Last November the Supreme Court struck down major parts of Decree 55, and abolished the entire decree in February. But it is unclear what effect this decision will have on these cases. The general prosecutor has already said that it will not change anything for the two defendants already convicted and imprisoned, Pasko and Moiseyev. As for those still on trial, Sutyagin and Danilov, human rights workers fear that the FSB may well walk into the court with a whole new decree when those trials re-open.


FEELING THE CHILL

A child from Mayak —
contaminated by Soviet
Union's nuclear arsenal —
lies ill in the Chelyabinsk
Hospital cancer ward.
© Greenpeace / Vielmo

Activists and journalists don't need a weatherman to know which way the chill blows. "Try to take a radiological reading anywhere in Russia, and you're likely to get arrested," says Vladimir Slivyak, co-chair of EcoDefense, noting that more than 30 per cent of Russian territory has unsafe levels of radioactivity.

"There is constant harassment of our people, and it's getting worse." Slivyak himself was picked up by the FSB two years ago, detained and, he says, threatened.

"They told me it would be easy to plant drugs on me, or weapons, and I would be sent away for years. They told me: 'don't mess with us, you'll lose,'" he says. Slivyak adds he immediately informed foreign colleagues about the threat, and hasn't had a repeat visit from the FSB.
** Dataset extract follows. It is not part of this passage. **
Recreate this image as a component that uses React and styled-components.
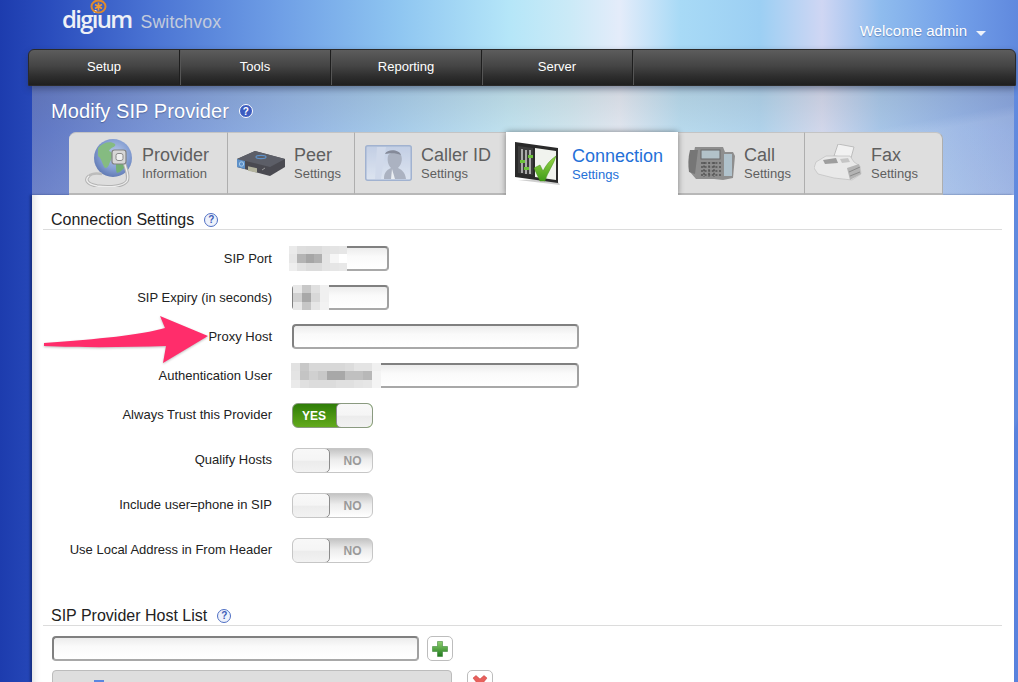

But the current wave of trials has had a chilling impact on environmental activism. "A lot of people who work on ecological issues aren't ready to be heroes," he says. "They are just not prepared for a face-to-face encounter with the FSB. We carry on, but the situation cannot be described as normal."

Alexei Simonov, head of the Glasnost Defense Foundation, a Russian human rights, media watchdog, says the arrests have dramatically dampened journalistic inquiry into environmental and national security issues. "We see the press self-censoring now, where some years ago there were real attempts to scrutinize," he says. "Today, not a single military journalist will attempt to delve into the issues that Pasko was writing about, such as disposal of nuclear waste. Whatever happens in these trials, I think we can say the FSB's goal of limiting social debate around such matters has already been largely accomplished."

Russian nuclear dumping
poses a grave threat to the
Arctic's fragile ecosystem.
© Greenpeace / Kantor

"Under Putin the FSB has gotten back some of its Soviet-era functions, including the right to conduct investigations and to hold detainees in its own prison [Moscow's Lefortovo prison]" says Naum Nim, a leading member of Pasko's defense committee and editor of the Index on Censorship's Internet human rights forum. Alexei Simonov, president of the Defense of Glasnost Foundation, an independent human rights group, says Russia is slipping back into historic police state form. "We are seeing the steady implementation by the FSB of a clear task: to make sure that journalists are not nosey, that scientists shouldn't dip into sources that may have been accidentally declassified, that diplomats shouldn't meet other diplomats privately. That is, we are moving back to the times when fear pervades everyday life and the behavior of every citizen."

Not everyone is so pessimistic. "There is no strong civil society in Russia, but there are lots of people who are fighting on these issues," says Yury Schmidt, who persevered and eventually won Nikitin's case. "These FSB cases are notable mainly for their incompetence, and we have already shown that they can be defeated by legal methods. Let's be patient. No one can undo the changes of the past 15 years."